Requirement
Find the lines of data that contain the string "React", then list them.

Recorded data

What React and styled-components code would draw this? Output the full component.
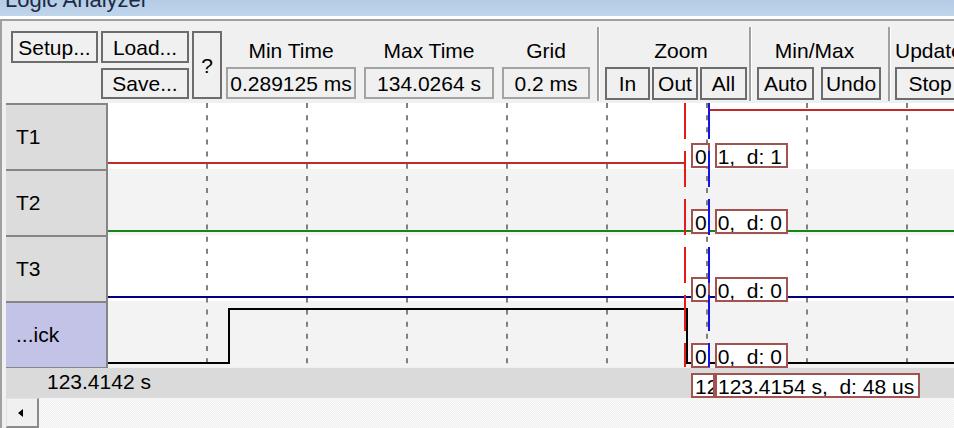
import React from 'react'
import styled, { createGlobalStyle } from 'styled-components'

const GlobalStyle = createGlobalStyle`
  html, body {
    margin: 0;
    padding: 0;
    background: #fff;
  }

  body {
    font-family: "Liberation Sans", Arial, sans-serif;
    font-size: 21px;
    color: #000;
    overflow: hidden;
  }
`

const Window = styled.div`
  width: 954px;
  height: 428px;
  overflow: hidden;
  display: flex;
  flex-direction: column;
`

const TitleBar = styled.div`
  flex-shrink: 0;
  height: 16px;
  margin-bottom: 3px;
  padding-left: 5px;
  overflow: hidden;
  background: linear-gradient(#b4cce5, #bfd5ec);
`

const TitleText = styled.div`
  margin-top: -12px;
  font-size: 22px;
  line-height: 24px;
  color: #1b2a44;
  white-space: nowrap;
`

const Frame = styled.div`
  flex: 1;
  min-height: 0;
  display: flex;
  flex-direction: column;
  background: #f0f0f0;
  border-top: 2px solid #a0a0a0;
  border-left: 2px solid #a0a0a0;
`

const Toolbar = styled.div`
  flex-shrink: 0;
  height: 82px;
  box-sizing: border-box;
  display: flex;
  align-items: flex-start;
  padding: 10px 0 0 9px;
  overflow: hidden;
  white-space: nowrap;
`

const FileGroup = styled.div`
  display: grid;
  grid-template-columns: 87px 88px 30px;
  grid-template-rows: 32px 31px;
  column-gap: 3px;
  row-gap: 5px;
`

const Button = styled.button`
  box-sizing: border-box;
  flex-shrink: 0;
  width: ${p => (p.$w ? `${p.$w}px` : 'auto')};
  height: ${p => (p.$h ? `${p.$h}px` : 'auto')};
  grid-column: ${p => p.$col || 'auto'};
  grid-row: ${p => p.$row || 'auto'};
  margin: 0;
  padding: 0;
  display: flex;
  align-items: center;
  justify-content: center;
  border: 2px solid #6c6c6c;
  background: #f0f0f0;
  font: inherit;
  line-height: 1;
  color: #000;
`

const Field = styled.div`
  flex-shrink: 0;
  display: flex;
  flex-direction: column;
  width: ${p => p.$w}px;
  margin-left: ${p => p.$ml}px;
`

const Caption = styled.div`
  height: 36px;
  box-sizing: border-box;
  padding: 9px ${p => p.$pr || 0}px 0 ${p => p.$pl || 0}px;
  line-height: 21px;
  text-align: ${p => p.$align || 'center'};
`

const ValueBox = styled.div`
  height: 32px;
  box-sizing: border-box;
  border: 2px solid #a3a3a3;
  line-height: 29px;
  text-align: center;
  overflow: hidden;
`

const Separator = styled.div`
  flex-shrink: 0;
  align-self: stretch;
  width: 2px;
  margin: -4px 0 2px ${p => p.$ml}px;
  background: #a0a0a0;
  border-right: 1px solid #fff;
`

const ButtonRow = styled.div`
  display: flex;
  gap: ${p => p.$gap}px;
`

const Chart = styled.div`
  flex-shrink: 0;
  display: flex;
  height: 265px;
  margin-left: 4px;
`

const Labels = styled.div`
  flex-shrink: 0;
  width: 102px;
  display: flex;
  flex-direction: column;
`

const SignalLabel = styled.div`
  height: 66px;
  box-sizing: border-box;
  display: flex;
  align-items: center;
  padding-left: 10px;
  background: ${p => (p.$active ? '#c3c3e8' : '#dcdcdc')};
  border-top: 2px solid #858585;
  border-right: 2px solid #858585;

  &:last-child {
    height: 67px;
    border-bottom: 1px solid #858585;
  }
`

const Plot = styled.div`
  position: relative;
  flex: 1;
  display: flex;
  flex-direction: column;
  overflow: hidden;
`

const Band = styled.div`
  flex-shrink: 0;
  height: 66px;
  background: ${p => (p.$shade ? '#f3f3f3' : '#fff')};
`

const Layer = styled.svg`
  position: absolute;
  left: 0;
  top: 0;
  pointer-events: none;
`

// value read-outs laid over the traces next to the cursors
const TagPair = styled.div`
  position: absolute;
  left: ${p => p.$left}px;
  top: ${p => p.$top}px;
  display: flex;
  gap: ${p => p.$gap}px;
`

const Tag = styled.div`
  height: 25px;
  max-width: ${p => (p.$max ? `${p.$max}px` : 'none')};
  box-sizing: border-box;
  padding: ${p => (p.$narrow ? '0 1px 0 2px' : '0 4px 0 1px')};
  overflow: hidden;
  border: 2px solid #a35252;
  background: #fff;
  line-height: 24px;
  white-space: pre;
`

const TimeBar = styled.div`
  position: relative;
  flex-shrink: 0;
  height: 30px;
  margin-left: 4px;
  padding-left: 41px;
  background: #dadada;
  line-height: 28px;
  white-space: nowrap;
`

const ScrollBar = styled.div`
  flex: 1;
  display: flex;
  margin-left: 4px;
  background-color: #f6f6f6;
  background-image: repeating-conic-gradient(#efefef 0 25%, #fbfbfb 0 50%);
  background-size: 2px 2px;
`

const ScrollButton = styled.div`
  width: 33px;
  box-sizing: border-box;
  display: flex;
  align-items: center;
  justify-content: center;
  background: #f0f0f0;
  border-top: 1px solid #e2e2e2;
  border-left: 1px solid #e2e2e2;
  border-right: 2px solid #8a8a8a;
  border-bottom: 2px solid #8a8a8a;
`

const Arrow = styled.span`
  width: 0;
  height: 0;
  margin-right: 4px;
  border-top: 4px solid transparent;
  border-bottom: 4px solid transparent;
  border-right: 5px solid #000;
`

const GRID_X = [99, 199, 299, 399, 499, 599, 699, 799]

const signals = [
  { name: 'T1', tagTop: 40, value: '1,  d: 1' },
  { name: 'T2', tagTop: 106, value: '0,  d: 0' },
  { name: 'T3', tagTop: 174, value: '0,  d: 0' },
  { name: '...ick', tagTop: 240, value: '0,  d: 0' },
]

const Traces = () => (
  <Layer width="846" height="264">
    {GRID_X.map(x => (
      <line key={x} x1={x} x2={x} y1="0" y2="264" stroke="#808080" strokeWidth="2" strokeDasharray="5 7.15" />
    ))}
    <g fill="none" strokeWidth="2">
      <polyline points="0,60 577,60" stroke="#c12a2a" />
      <polyline points="602,7 846,7" stroke="#c12a2a" />
      <polyline points="0,128 846,128" stroke="#138813" />
      <polyline points="0,194 846,194" stroke="#000080" />
      <polyline points="0,260 121,260 121,206 579,206 579,260 846,260" stroke="#000" />
    </g>
  </Layer>
)

const Cursors = () => (
  <Layer width="846" height="264">
    <line x1="577" x2="577" y1="0" y2="264" stroke="#e31b1b" strokeWidth="2" strokeDasharray="36 12" />
    <line x1="601" x2="601" y1="0" y2="264" stroke="#1414e6" strokeWidth="2" strokeDasharray="36 12" />
  </Layer>
)

const App = () => (
  <Window>
    <GlobalStyle />
    <TitleBar>
      <TitleText>Logic Analyzer</TitleText>
    </TitleBar>

    <Frame>
      <Toolbar>
        <FileGroup>
          <Button $col="1" $row="1">Setup...</Button>
          <Button $col="2" $row="1">Load...</Button>
          <Button $col="2" $row="2">Save...</Button>
          <Button $col="3" $row="1 / span 2">?</Button>
        </FileGroup>

        <Field $w={130} $ml={4}>
          <Caption>Min Time</Caption>
          <ValueBox>0.289125 ms</ValueBox>
        </Field>
        <Field $w={130} $ml={8}>
          <Caption>Max Time</Caption>
          <ValueBox>134.0264 s</ValueBox>
        </Field>
        <Field $w={88} $ml={8}>
          <Caption>Grid</Caption>
          <ValueBox>0.2 ms</ValueBox>
        </Field>

        <Separator $ml={7} />

        <Field $w={142} $ml={5}>
          <Caption $pl={10}>Zoom</Caption>
          <ButtonRow $gap={2}>
            <Button $w={45} $h={33}>In</Button>
            <Button $w={46} $h={33}>Out</Button>
            <Button $w={47} $h={33}>All</Button>
          </ButtonRow>
        </Field>

        <Separator $ml={2} />

        <Field $w={124} $ml={5}>
          <Caption $pr={9}>Min/Max</Caption>
          <ButtonRow $gap={7}>
            <Button $w={57} $h={33}>Auto</Button>
            <Button $w={60} $h={33}>Undo</Button>
          </ButtonRow>
        </Field>

        <Separator $ml={7} />

        <Field $w={80} $ml={4}>
          <Caption $align="left">Update</Caption>
          <Button $w={70} $h={33}>Stop</Button>
        </Field>
      </Toolbar>

      <Chart>
        <Labels>
          {signals.map((s, i) => (
            <SignalLabel key={s.name} $active={i === 3}>{s.name}</SignalLabel>
          ))}
        </Labels>

        <Plot>
          {signals.map((s, i) => (
            <Band key={s.name} $shade={i % 2 === 1} />
          ))}
          <Traces />
          {signals.map(s => (
            <TagPair key={s.name} $left={583} $top={s.tagTop} $gap={5}>
              <Tag $narrow>0</Tag>
              <Tag>{s.value}</Tag>
            </TagPair>
          ))}
          <Cursors />
        </Plot>
      </Chart>

      <TimeBar>
        123.4142 s
        <TagPair $left={685} $top={5} $gap={0}>
          <Tag $max={24} $narrow>123.4154 s</Tag>
          <Tag>{'123.4154 s,  d: 48 us'}</Tag>
        </TagPair>
      </TimeBar>

      <ScrollBar>
        <ScrollButton>
          <Arrow />
        </ScrollButton>
      </ScrollBar>
    </Frame>
  </Window>
)

export default App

Problem solution
What React and styled-components code would draw this? Output the full component.
import React from 'react'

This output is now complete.